» **GIVEN INFORMATION**:
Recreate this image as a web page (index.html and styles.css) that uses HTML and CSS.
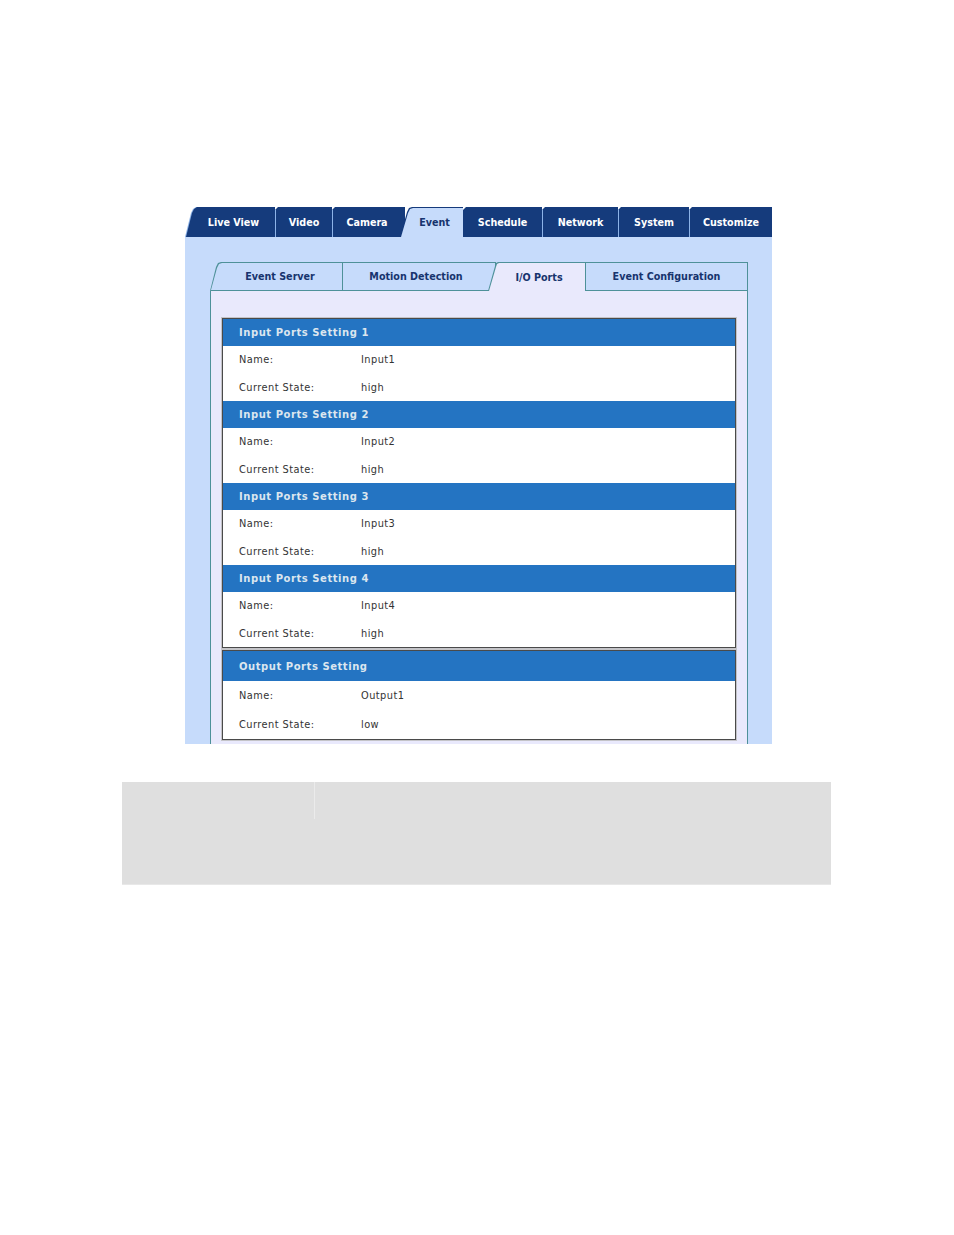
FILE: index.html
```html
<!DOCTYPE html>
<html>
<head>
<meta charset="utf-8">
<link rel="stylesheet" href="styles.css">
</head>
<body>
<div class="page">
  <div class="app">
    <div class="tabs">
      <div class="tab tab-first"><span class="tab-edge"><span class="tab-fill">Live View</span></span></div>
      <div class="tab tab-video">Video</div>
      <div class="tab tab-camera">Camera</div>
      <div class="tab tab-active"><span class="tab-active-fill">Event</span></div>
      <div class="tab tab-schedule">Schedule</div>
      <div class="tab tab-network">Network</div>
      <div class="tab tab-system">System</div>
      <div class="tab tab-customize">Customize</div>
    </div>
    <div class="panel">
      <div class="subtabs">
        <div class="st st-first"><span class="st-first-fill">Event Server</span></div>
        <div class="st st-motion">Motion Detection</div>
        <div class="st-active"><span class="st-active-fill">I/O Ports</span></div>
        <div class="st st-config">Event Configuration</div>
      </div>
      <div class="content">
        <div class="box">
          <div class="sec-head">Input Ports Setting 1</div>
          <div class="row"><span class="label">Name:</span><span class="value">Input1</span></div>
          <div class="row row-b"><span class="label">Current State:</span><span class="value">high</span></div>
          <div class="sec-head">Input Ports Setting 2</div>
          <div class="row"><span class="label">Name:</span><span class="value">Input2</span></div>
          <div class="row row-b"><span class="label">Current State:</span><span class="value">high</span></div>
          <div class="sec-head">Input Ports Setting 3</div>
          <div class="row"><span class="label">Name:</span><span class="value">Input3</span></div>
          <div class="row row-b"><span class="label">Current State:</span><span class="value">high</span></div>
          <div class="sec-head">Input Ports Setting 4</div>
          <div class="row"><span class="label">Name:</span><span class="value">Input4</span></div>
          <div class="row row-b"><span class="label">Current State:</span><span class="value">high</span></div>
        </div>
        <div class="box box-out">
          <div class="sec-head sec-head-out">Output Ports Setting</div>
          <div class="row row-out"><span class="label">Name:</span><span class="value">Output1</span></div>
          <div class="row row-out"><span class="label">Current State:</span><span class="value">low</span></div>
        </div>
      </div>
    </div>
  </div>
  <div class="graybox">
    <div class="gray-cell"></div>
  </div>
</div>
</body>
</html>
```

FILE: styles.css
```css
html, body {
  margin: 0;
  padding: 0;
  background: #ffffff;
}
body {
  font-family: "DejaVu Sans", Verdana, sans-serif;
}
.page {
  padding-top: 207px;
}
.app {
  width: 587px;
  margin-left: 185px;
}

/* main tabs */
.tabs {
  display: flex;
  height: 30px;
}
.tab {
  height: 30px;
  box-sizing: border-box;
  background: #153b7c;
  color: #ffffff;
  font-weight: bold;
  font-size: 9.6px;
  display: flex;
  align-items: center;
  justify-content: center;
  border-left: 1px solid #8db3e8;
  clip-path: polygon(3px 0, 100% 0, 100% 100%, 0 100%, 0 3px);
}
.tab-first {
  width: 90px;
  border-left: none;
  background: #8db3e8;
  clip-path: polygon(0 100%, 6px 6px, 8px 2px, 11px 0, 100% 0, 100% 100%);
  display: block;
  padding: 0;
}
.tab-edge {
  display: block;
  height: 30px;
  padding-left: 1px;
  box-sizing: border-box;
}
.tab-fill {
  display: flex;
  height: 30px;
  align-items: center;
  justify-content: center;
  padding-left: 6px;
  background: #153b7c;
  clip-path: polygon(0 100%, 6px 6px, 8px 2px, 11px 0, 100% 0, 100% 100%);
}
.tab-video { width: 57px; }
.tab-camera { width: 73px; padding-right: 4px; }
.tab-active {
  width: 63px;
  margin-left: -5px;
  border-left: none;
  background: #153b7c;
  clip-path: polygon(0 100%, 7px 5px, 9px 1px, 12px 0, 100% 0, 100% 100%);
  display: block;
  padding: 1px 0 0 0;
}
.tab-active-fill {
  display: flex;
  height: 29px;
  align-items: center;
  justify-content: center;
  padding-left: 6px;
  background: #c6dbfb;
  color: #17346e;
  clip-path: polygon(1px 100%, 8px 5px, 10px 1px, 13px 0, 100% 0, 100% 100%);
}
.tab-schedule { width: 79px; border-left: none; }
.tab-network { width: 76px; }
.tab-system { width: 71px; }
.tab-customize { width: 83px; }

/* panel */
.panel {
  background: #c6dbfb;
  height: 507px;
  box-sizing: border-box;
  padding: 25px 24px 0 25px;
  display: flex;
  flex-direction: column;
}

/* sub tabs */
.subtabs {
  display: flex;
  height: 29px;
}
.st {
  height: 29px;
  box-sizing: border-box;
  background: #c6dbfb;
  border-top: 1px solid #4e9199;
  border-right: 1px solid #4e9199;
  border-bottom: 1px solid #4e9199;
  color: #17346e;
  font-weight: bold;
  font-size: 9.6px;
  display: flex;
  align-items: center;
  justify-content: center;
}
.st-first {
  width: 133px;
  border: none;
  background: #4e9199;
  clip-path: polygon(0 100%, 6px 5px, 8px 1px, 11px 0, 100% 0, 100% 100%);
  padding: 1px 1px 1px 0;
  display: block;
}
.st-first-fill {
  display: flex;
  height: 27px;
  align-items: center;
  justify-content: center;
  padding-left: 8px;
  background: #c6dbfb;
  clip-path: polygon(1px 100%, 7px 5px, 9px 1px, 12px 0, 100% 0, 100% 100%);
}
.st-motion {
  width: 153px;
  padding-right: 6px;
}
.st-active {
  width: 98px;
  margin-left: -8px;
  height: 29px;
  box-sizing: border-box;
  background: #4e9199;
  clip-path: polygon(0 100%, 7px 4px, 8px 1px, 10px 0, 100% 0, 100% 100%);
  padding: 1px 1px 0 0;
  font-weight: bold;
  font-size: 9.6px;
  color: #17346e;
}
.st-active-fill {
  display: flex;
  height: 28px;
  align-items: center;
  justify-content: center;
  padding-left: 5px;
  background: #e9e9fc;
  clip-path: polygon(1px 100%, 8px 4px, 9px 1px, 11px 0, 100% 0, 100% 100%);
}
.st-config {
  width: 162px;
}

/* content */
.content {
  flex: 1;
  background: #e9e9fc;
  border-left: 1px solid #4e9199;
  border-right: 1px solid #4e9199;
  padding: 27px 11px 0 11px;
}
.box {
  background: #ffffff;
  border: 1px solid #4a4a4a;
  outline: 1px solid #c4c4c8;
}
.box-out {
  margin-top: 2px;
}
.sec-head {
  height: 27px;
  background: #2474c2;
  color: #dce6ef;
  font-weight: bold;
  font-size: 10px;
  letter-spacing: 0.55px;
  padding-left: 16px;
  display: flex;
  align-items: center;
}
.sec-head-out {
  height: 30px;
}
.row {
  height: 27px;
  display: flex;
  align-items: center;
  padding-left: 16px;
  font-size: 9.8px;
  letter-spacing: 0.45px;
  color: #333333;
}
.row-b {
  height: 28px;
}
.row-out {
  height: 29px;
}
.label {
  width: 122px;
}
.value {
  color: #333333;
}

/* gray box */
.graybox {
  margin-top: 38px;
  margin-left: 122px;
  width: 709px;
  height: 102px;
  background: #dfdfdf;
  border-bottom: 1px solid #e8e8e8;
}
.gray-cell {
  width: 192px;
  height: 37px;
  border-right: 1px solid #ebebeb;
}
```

» **GOAL**:
Copy out all of the material exactly as written, without its pictures.

» **RESPONSE TO THE EXERCISE**:
Recreate this image as a web page (index.html and styles.css) that uses HTML and CSS.
FILE: index.html
```html
<!DOCTYPE html>
<html>
<head>
<meta charset="utf-8">
<link rel="stylesheet" href="styles.css">
</head>
<body>
<div class="page">
  <div class="app">
    <div class="tabs">
      <div class="tab tab-first"><span class="tab-edge"><span class="tab-fill">Live View</span></span></div>
      <div class="tab tab-video">Video</div>
      <div class="tab tab-camera">Camera</div>
      <div class="tab tab-active"><span class="tab-active-fill">Event</span></div>
      <div class="tab tab-schedule">Schedule</div>
      <div class="tab tab-network">Network</div>
      <div class="tab tab-system">System</div>
      <div class="tab tab-customize">Customize</div>
    </div>
    <div class="panel">
      <div class="subtabs">
        <div class="st st-first"><span class="st-first-fill">Event Server</span></div>
        <div class="st st-motion">Motion Detection</div>
        <div class="st-active"><span class="st-active-fill">I/O Ports</span></div>
        <div class="st st-config">Event Configuration</div>
      </div>
      <div class="content">
        <div class="box">
          <div class="sec-head">Input Ports Setting 1</div>
          <div class="row"><span class="label">Name:</span><span class="value">Input1</span></div>
          <div class="row row-b"><span class="label">Current State:</span><span class="value">high</span></div>
          <div class="sec-head">Input Ports Setting 2</div>
          <div class="row"><span class="label">Name:</span><span class="value">Input2</span></div>
          <div class="row row-b"><span class="label">Current State:</span><span class="value">high</span></div>
          <div class="sec-head">Input Ports Setting 3</div>
          <div class="row"><span class="label">Name:</span><span class="value">Input3</span></div>
          <div class="row row-b"><span class="label">Current State:</span><span class="value">high</span></div>
          <div class="sec-head">Input Ports Setting 4</div>
          <div class="row"><span class="label">Name:</span><span class="value">Input4</span></div>
          <div class="row row-b"><span class="label">Current State:</span><span class="value">high</span></div>
        </div>
        <div class="box box-out">
          <div class="sec-head sec-head-out">Output Ports Setting</div>
          <div class="row row-out"><span class="label">Name:</span><span class="value">Output1</span></div>
          <div class="row row-out"><span class="label">Current State:</span><span class="value">low</span></div>
        </div>
      </div>
    </div>
  </div>
  <div class="graybox">
    <div class="gray-cell"></div>
  </div>
</div>
</body>
</html>
```

FILE: styles.css
```css
html, body {
  margin: 0;
  padding: 0;
  background: #ffffff;
}
body {
  font-family: "DejaVu Sans", Verdana, sans-serif;
}
.page {
  padding-top: 207px;
}
.app {
  width: 587px;
  margin-left: 185px;
}

/* main tabs */
.tabs {
  display: flex;
  height: 30px;
}
.tab {
  height: 30px;
  box-sizing: border-box;
  background: #153b7c;
  color: #ffffff;
  font-weight: bold;
  font-size: 9.6px;
  display: flex;
  align-items: center;
  justify-content: center;
  border-left: 1px solid #8db3e8;
  clip-path: polygon(3px 0, 100% 0, 100% 100%, 0 100%, 0 3px);
}
.tab-first {
  width: 90px;
  border-left: none;
  background: #8db3e8;
  clip-path: polygon(0 100%, 6px 6px, 8px 2px, 11px 0, 100% 0, 100% 100%);
  display: block;
  padding: 0;
}
.tab-edge {
  display: block;
  height: 30px;
  padding-left: 1px;
  box-sizing: border-box;
}
.tab-fill {
  display: flex;
  height: 30px;
  align-items: center;
  justify-content: center;
  padding-left: 6px;
  background: #153b7c;
  clip-path: polygon(0 100%, 6px 6px, 8px 2px, 11px 0, 100% 0, 100% 100%);
}
.tab-video { width: 57px; }
.tab-camera { width: 73px; padding-right: 4px; }
.tab-active {
  width: 63px;
  margin-left: -5px;
  border-left: none;
  background: #153b7c;
  clip-path: polygon(0 100%, 7px 5px, 9px 1px, 12px 0, 100% 0, 100% 100%);
  display: block;
  padding: 1px 0 0 0;
}
.tab-active-fill {
  display: flex;
  height: 29px;
  align-items: center;
  justify-content: center;
  padding-left: 6px;
  background: #c6dbfb;
  color: #17346e;
  clip-path: polygon(1px 100%, 8px 5px, 10px 1px, 13px 0, 100% 0, 100% 100%);
}
.tab-schedule { width: 79px; border-left: none; }
.tab-network { width: 76px; }
.tab-system { width: 71px; }
.tab-customize { width: 83px; }

/* panel */
.panel {
  background: #c6dbfb;
  height: 507px;
  box-sizing: border-box;
  padding: 25px 24px 0 25px;
  display: flex;
  flex-direction: column;
}

/* sub tabs */
.subtabs {
  display: flex;
  height: 29px;
}
.st {
  height: 29px;
  box-sizing: border-box;
  background: #c6dbfb;
  border-top: 1px solid #4e9199;
  border-right: 1px solid #4e9199;
  border-bottom: 1px solid #4e9199;
  color: #17346e;
  font-weight: bold;
  font-size: 9.6px;
  display: flex;
  align-items: center;
  justify-content: center;
}
.st-first {
  width: 133px;
  border: none;
  background: #4e9199;
  clip-path: polygon(0 100%, 6px 5px, 8px 1px, 11px 0, 100% 0, 100% 100%);
  padding: 1px 1px 1px 0;
  display: block;
}
.st-first-fill {
  display: flex;
  height: 27px;
  align-items: center;
  justify-content: center;
  padding-left: 8px;
  background: #c6dbfb;
  clip-path: polygon(1px 100%, 7px 5px, 9px 1px, 12px 0, 100% 0, 100% 100%);
}
.st-motion {
  width: 153px;
  padding-right: 6px;
}
.st-active {
  width: 98px;
  margin-left: -8px;
  height: 29px;
  box-sizing: border-box;
  background: #4e9199;
  clip-path: polygon(0 100%, 7px 4px, 8px 1px, 10px 0, 100% 0, 100% 100%);
  padding: 1px 1px 0 0;
  font-weight: bold;
  font-size: 9.6px;
  color: #17346e;
}
.st-active-fill {
  display: flex;
  height: 28px;
  align-items: center;
  justify-content: center;
  padding-left: 5px;
  background: #e9e9fc;
  clip-path: polygon(1px 100%, 8px 4px, 9px 1px, 11px 0, 100% 0, 100% 100%);
}
.st-config {
  width: 162px;
}

/* content */
.content {
  flex: 1;
  background: #e9e9fc;
  border-left: 1px solid #4e9199;
  border-right: 1px solid #4e9199;
  padding: 27px 11px 0 11px;
}
.box {
  background: #ffffff;
  border: 1px solid #4a4a4a;
  outline: 1px solid #c4c4c8;
}
.box-out {
  margin-top: 2px;
}
.sec-head {
  height: 27px;
  background: #2474c2;
  color: #dce6ef;
  font-weight: bold;
  font-size: 10px;
  letter-spacing: 0.55px;
  padding-left: 16px;
  display: flex;
  align-items: center;
}
.sec-head-out {
  height: 30px;
}
.row {
  height: 27px;
  display: flex;
  align-items: center;
  padding-left: 16px;
  font-size: 9.8px;
  letter-spacing: 0.45px;
  color: #333333;
}
.row-b {
  height: 28px;
}
.row-out {
  height: 29px;
}
.label {
  width: 122px;
}
.value {
  color: #333333;
}

/* gray box */
.graybox {
  margin-top: 38px;
  margin-left: 122px;
  width: 709px;
  height: 102px;
  background: #dfdfdf;
  border-bottom: 1px solid #e8e8e8;
}
.gray-cell {
  width: 192px;
  height: 37px;
  border-right: 1px solid #ebebeb;
}
```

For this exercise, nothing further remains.